WRITTEN EXERCISE:
Pull out every line of the listing below where "full" appears.
>>>
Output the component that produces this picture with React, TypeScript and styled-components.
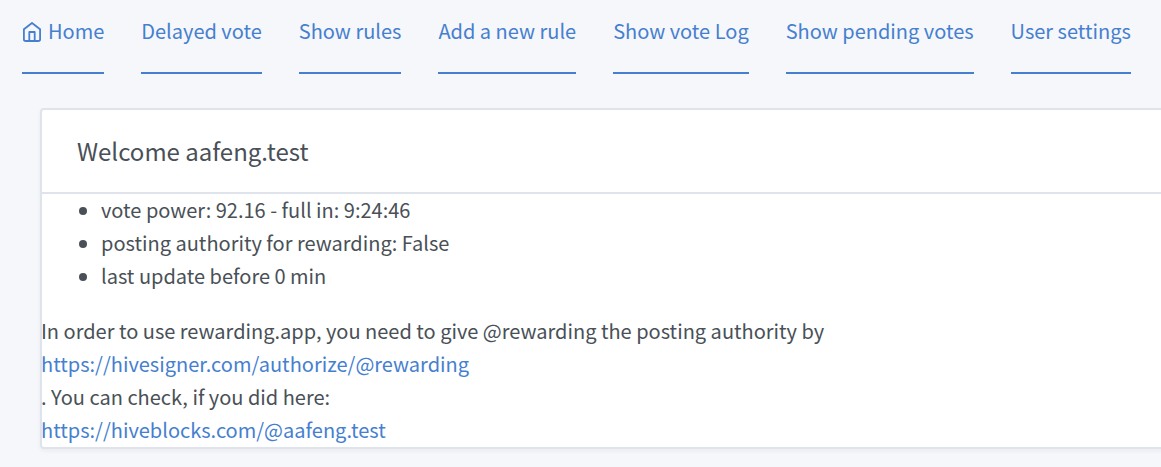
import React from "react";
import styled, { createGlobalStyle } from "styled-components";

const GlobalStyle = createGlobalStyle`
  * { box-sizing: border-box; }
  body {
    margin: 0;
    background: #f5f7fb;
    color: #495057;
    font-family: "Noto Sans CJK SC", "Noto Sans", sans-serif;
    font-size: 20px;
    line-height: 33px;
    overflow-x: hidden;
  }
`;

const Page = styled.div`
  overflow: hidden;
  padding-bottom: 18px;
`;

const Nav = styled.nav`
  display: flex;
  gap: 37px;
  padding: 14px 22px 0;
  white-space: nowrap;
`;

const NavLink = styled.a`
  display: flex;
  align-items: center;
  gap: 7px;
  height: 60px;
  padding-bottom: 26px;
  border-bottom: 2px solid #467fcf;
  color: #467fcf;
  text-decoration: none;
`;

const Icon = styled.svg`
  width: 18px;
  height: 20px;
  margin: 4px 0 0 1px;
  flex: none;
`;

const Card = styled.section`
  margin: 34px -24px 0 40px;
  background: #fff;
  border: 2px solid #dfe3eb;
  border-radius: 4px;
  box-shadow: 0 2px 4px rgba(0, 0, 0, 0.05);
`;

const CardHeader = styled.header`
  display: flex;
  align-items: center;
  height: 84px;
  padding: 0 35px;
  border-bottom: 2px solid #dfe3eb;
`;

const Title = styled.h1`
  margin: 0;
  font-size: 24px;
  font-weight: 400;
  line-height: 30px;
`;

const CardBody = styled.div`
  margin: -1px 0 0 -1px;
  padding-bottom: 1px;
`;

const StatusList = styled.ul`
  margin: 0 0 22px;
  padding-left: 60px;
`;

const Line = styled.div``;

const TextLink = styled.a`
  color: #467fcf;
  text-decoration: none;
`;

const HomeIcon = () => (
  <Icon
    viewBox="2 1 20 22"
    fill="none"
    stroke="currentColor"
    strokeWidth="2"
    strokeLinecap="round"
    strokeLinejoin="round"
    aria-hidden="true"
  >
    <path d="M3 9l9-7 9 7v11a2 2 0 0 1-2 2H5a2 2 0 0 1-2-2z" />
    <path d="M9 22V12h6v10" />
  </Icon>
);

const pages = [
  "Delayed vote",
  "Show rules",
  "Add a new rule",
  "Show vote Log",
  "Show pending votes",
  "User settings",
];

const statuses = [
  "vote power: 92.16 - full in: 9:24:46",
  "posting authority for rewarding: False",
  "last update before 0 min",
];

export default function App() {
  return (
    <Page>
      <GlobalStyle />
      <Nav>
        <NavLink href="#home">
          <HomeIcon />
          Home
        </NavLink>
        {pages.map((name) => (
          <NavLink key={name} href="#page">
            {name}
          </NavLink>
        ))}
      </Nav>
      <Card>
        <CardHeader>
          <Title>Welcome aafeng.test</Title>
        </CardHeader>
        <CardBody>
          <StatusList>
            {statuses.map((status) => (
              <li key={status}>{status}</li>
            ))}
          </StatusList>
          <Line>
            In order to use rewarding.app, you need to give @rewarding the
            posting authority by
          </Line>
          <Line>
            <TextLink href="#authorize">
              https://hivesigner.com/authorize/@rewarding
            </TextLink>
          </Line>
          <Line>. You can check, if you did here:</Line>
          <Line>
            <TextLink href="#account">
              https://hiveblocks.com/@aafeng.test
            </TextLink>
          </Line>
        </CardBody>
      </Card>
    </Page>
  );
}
<<<
>>>
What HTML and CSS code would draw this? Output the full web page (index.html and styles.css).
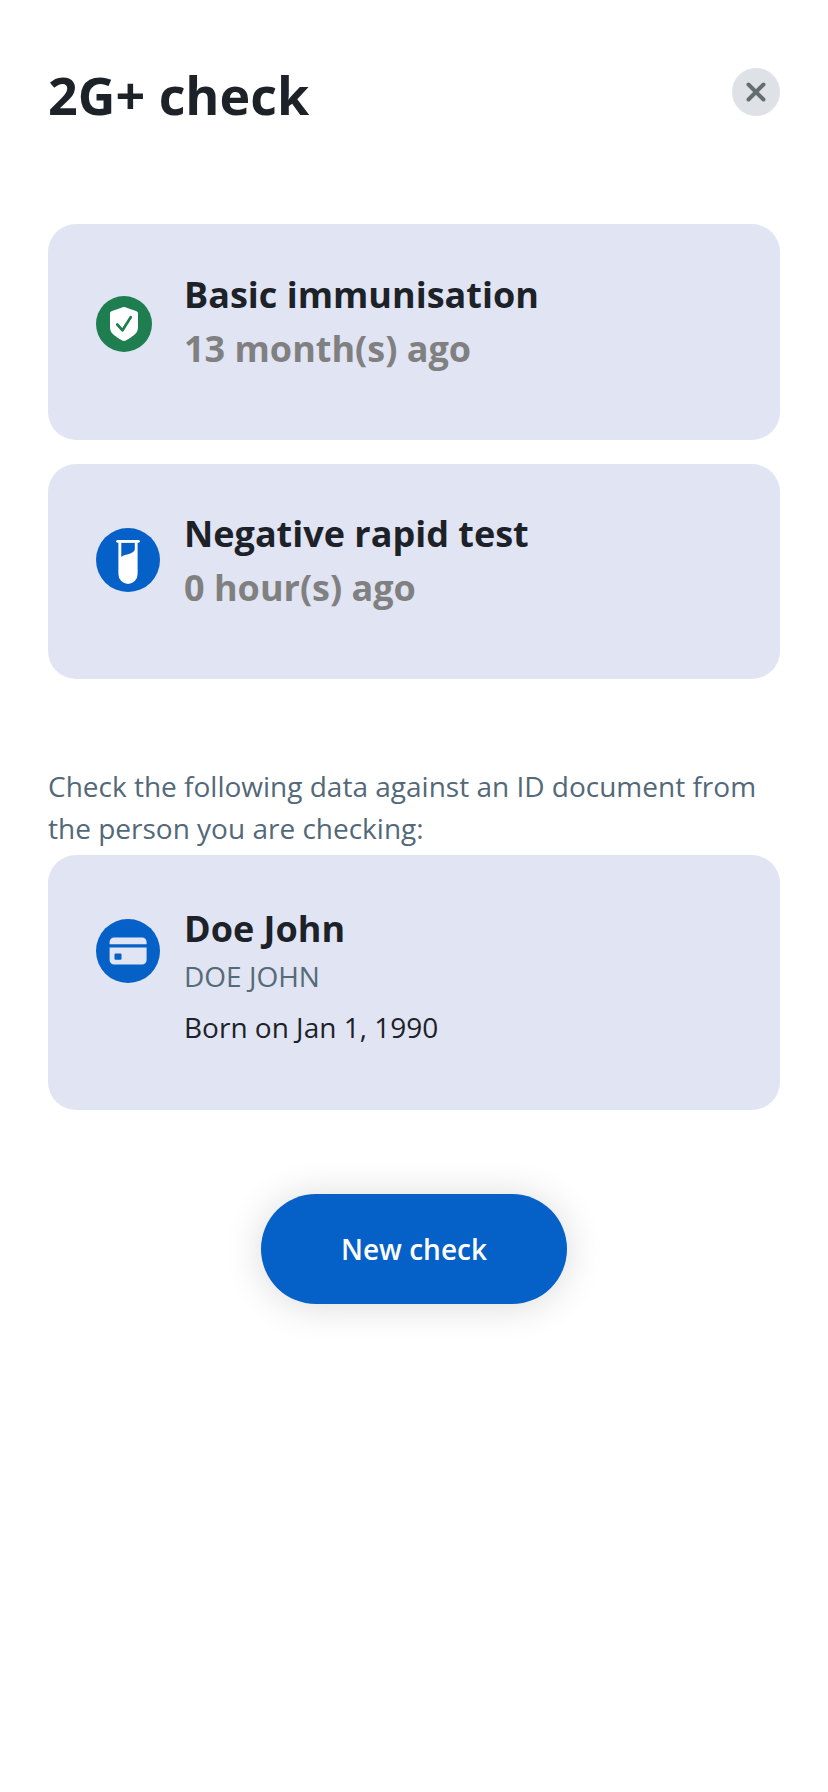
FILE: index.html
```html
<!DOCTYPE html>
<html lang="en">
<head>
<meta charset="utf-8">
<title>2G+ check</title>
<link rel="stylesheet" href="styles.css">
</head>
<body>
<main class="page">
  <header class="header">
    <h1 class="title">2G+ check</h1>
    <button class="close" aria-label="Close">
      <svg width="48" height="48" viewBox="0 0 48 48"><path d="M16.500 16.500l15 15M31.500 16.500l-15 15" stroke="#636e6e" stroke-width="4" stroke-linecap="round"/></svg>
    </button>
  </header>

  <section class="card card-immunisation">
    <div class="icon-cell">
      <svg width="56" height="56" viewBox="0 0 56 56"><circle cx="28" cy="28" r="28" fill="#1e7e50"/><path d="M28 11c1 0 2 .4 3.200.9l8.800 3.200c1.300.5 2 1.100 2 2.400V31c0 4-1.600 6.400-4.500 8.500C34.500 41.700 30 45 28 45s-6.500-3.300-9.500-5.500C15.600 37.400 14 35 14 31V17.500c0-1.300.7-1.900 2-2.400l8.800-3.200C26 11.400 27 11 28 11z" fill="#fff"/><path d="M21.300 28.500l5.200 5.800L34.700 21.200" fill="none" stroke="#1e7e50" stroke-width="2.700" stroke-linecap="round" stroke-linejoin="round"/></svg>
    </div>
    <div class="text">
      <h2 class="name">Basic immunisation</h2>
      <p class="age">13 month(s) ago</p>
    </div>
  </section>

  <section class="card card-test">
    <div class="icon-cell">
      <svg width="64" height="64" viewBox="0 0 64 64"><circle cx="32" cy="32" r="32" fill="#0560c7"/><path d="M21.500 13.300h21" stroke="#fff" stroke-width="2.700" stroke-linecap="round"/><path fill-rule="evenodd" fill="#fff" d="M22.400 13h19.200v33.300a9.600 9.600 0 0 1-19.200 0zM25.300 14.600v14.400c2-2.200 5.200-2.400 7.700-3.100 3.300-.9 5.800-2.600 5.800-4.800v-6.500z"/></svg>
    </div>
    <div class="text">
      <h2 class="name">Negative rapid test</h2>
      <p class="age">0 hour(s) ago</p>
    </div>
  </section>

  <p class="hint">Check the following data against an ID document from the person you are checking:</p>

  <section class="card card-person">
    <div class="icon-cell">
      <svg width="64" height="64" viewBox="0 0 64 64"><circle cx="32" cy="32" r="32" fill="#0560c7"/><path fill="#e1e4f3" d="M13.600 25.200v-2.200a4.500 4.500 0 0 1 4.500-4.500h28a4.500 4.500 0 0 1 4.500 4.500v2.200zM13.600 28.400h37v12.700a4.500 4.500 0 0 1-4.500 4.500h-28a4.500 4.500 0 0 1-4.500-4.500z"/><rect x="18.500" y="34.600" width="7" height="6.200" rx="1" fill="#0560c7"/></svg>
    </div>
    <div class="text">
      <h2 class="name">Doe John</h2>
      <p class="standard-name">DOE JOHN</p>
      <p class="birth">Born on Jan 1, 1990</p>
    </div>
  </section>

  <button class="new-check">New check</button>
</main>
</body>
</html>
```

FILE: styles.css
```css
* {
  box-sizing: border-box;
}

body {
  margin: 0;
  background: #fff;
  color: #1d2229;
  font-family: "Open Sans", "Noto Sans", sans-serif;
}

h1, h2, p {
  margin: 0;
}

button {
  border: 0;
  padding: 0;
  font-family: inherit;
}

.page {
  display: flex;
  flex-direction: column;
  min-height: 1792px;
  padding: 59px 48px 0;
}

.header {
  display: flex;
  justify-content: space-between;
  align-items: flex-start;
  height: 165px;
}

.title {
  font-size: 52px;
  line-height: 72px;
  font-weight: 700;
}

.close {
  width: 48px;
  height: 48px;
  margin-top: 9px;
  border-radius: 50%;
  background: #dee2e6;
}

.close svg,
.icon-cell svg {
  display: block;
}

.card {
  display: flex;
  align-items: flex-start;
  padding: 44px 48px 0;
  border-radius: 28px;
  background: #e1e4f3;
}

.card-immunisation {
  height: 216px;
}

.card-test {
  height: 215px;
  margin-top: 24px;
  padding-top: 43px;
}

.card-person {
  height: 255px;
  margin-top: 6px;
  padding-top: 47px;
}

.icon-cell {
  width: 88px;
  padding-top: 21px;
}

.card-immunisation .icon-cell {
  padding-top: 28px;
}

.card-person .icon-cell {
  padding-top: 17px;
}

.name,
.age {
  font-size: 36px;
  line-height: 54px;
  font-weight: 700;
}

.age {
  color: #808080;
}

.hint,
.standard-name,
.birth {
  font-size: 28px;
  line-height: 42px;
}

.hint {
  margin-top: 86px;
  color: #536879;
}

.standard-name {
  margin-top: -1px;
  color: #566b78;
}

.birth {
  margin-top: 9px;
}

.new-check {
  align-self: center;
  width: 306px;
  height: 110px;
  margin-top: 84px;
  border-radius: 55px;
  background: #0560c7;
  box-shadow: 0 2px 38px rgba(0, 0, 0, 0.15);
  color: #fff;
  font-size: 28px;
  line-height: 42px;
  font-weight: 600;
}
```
<<<
THE SOLUTION:
  "vote power: 92.16 - full in: 9:24:46",
What HTML and CSS code would draw this? Output the full web page (index.html and styles.css).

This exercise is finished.